The model layer gets the attention. The infrastructure layer gets the margin. Underneath every impressive demo sits a stack of compute, data and orchestration that has to exist for any of it to work, and that stack is where a lot of durable value will be captured over the next decade.

The catch is that "AI infrastructure" is not one market. It is a dozen, with very different competitive dynamics. Calling something a picks-and-shovels play is the beginning of the analysis, not the end.

Three layers, three questions

We find it useful to compress the stack into three layers and ask a different question of each.

Compute: who controls scarcity?

At the bottom is raw compute: chips, interconnect, data centres, power. This layer is real, enormous, and largely spoken for by incumbents with balance sheets a startup cannot match. The early-stage opportunity is rarely in competing head-on. It is in the inefficiencies around scarcity: utilisation, scheduling, specialised silicon for narrow workloads, and the unglamorous tooling that squeezes more useful work out of constrained hardware.

Backing a startup to out-build a hyperscaler on compute is not a thesis.
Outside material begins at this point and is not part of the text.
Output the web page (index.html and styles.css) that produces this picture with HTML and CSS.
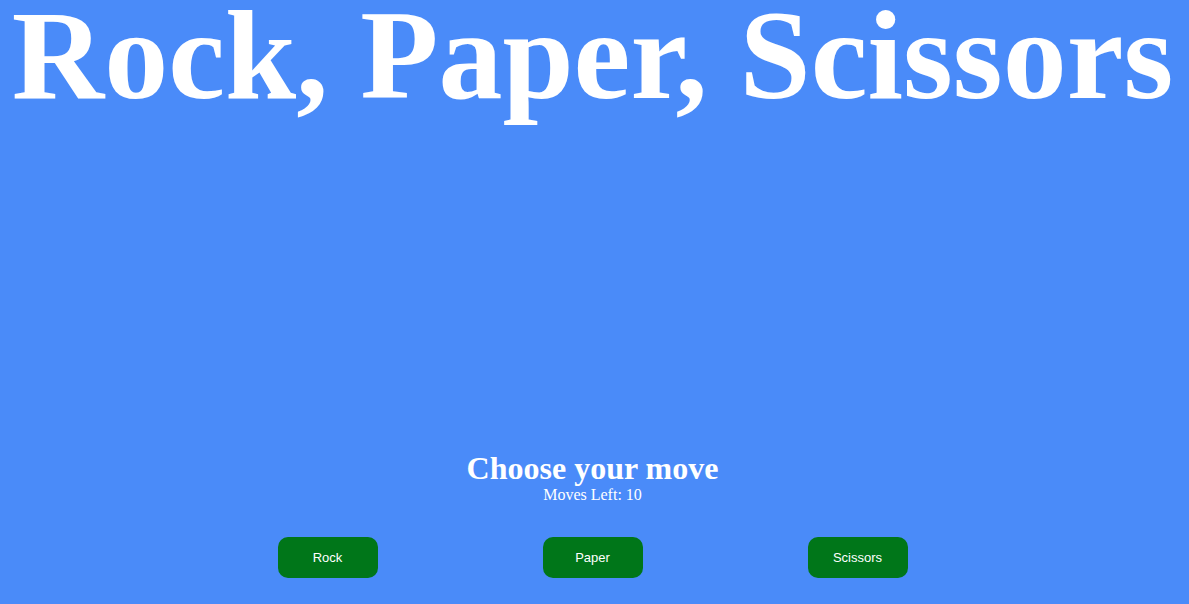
FILE: index.html
```html
<!DOCTYPE html>
<html>
<head>
<meta charset="utf-8">
<link rel="stylesheet" href="styles.css">
</head>
<body>
<div class="page">
  <h1 class="title">Rock, Paper, Scissors</h1>
  <div class="spacer"></div>
  <div class="status">
    <h2 class="prompt">Choose your move</h2>
    <p class="moves">Moves Left: 10</p>
  </div>
  <div class="choices">
    <button class="btn">Rock</button>
    <button class="btn">Paper</button>
    <button class="btn">Scissors</button>
  </div>
</div>
</body>
</html>
```
FILE: styles.css
```css
html, body {
  margin: 0;
  padding: 0;
  background: #4a8bf9;
  height: 100%;
  overflow: hidden;
}
.page {
  display: flex;
  flex-direction: column;
  align-items: center;
  height: 604px;
  padding-right: 4px;
  color: #fff;
  font-family: "Liberation Serif", "Times New Roman", serif;
}
.title {
  margin: 0;
  font-size: 128px;
  line-height: 111px;
  font-weight: bold;
  white-space: nowrap;
  text-align: center;
}
.spacer {
  flex: 1;
}
.status {
  display: flex;
  flex-direction: column;
  align-items: center;
}
.prompt {
  margin: 0;
  font-size: 32px;
  line-height: 36px;
  font-weight: bold;
}
.moves {
  margin: 0;
  font-size: 16px;
  line-height: 18px;
}
.choices {
  display: flex;
  gap: 165px;
  margin-top: 33px;
  margin-bottom: 26px;
}
.btn {
  width: 100px;
  height: 41px;
  border: none;
  border-radius: 10px;
  background: #007619;
  color: #fff;
  font-family: "Liberation Sans", Arial, sans-serif;
  font-size: 13px;
  padding: 0;
}
```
It is a hope.

Data: who owns the proprietary loop?

The middle layer is data: pipelines, labelling, synthetic generation, evaluation, retrieval. This is the layer where defensibility is most often claimed and least often real. Generic tooling here commoditises quickly because the buyers are sophisticated and the switching costs are low.

The exceptions are companies that sit inside a proprietary data loop, where using the product generates data that makes the product better in a way a competitor cannot copy. That is a moat. A wrapper around a public model is not.

Orchestration: who becomes the default?

The top of the infrastructure layer is orchestration: the frameworks, agents, observability and deployment surfaces that developers actually touch. Value here is about becoming the default, the thing teams build on and do not want to rip out. Distribution, developer love and timing matter more than raw technology. This is where a small team can still win, and also where most of them quietly lose to an open-source project.

The defensibility test

For any AI infrastructure company, we run the same blunt test:

  • Does it get harder to displace over time? Switching costs, data loops, standards. If not, today's growth is rented.
  • Is it exposed to the model layer eating it? Many tools are one model release away from being a feature. Ask what happens when the frontier labs ship the obvious version.
  • Is the buyer sophisticated and price-sensitive? Selling shovels to people who can forge their own is a margin trap.

A company that passes all three is rare. Most pitches pass one, dress it up as three, and hope you do not check.

The Banyan view

We are structurally interested in AI infrastructure because it is where real cash flows are forming while the headlines chase the models. But the picks-and-shovels framing is a trap if you stop there. The money is not in selling shovels. It is in selling the one shovel that stays scarce after the rush, owning a proprietary loop, or becoming the default that nobody wants to replace.

Everything else is a commodity with good marketing. Our job is to tell the difference early.